Enough about the NSA, already - orchdork10159

Are there any tech blogs that aren&#x27;t currently flooded with NSA foolishness?
======
obstacle1
Do you think that maybe it's an extremely important issue for people who live
in the tech space, and that is why it is dominating the discourse right now?

------
mikecane
When your company is a lynchpin of information sharing, you'll get a knock on
the door from the gov't -- not just in America, anywhere. _That 's_ why this
matters.

------
to3m
No.

The hivemind is doing its best to brainwash you into finding these things
interesting, but sadly the process is not 100% reliable.
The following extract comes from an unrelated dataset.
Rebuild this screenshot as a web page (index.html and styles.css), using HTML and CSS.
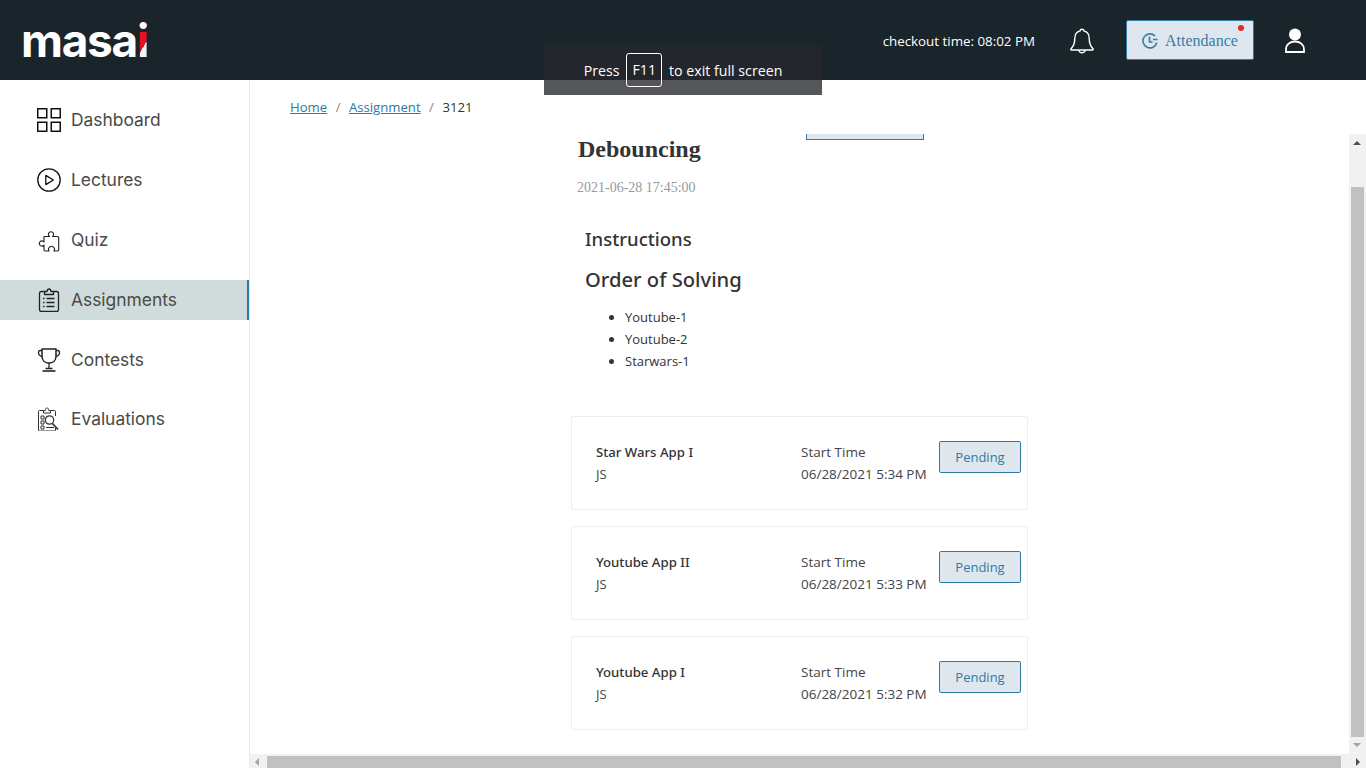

You may therefore
find there are periods when everything posted here is rather dull to you.
Please use any remaining free will to visit another site.

------
subsection1h
OP, you previously submitted the following page to HN:

[http://thetoqueandapron.com/cookbook-
corner/2012/12/18/benga...](http://thetoqueandapron.com/cookbook-
corner/2012/12/18/bengali-5-spice-chronicles-by-rinku-bhattacharya&#x2F);

If you want articles about Indian cuisine, I think you're at the wrong site.

------
venomsnake
Why? There is certainly enough interesting tech involved even if we overlook
the "insignificant" stuff like spying and fishing for information in a way
that can make a trawling flotilla proud.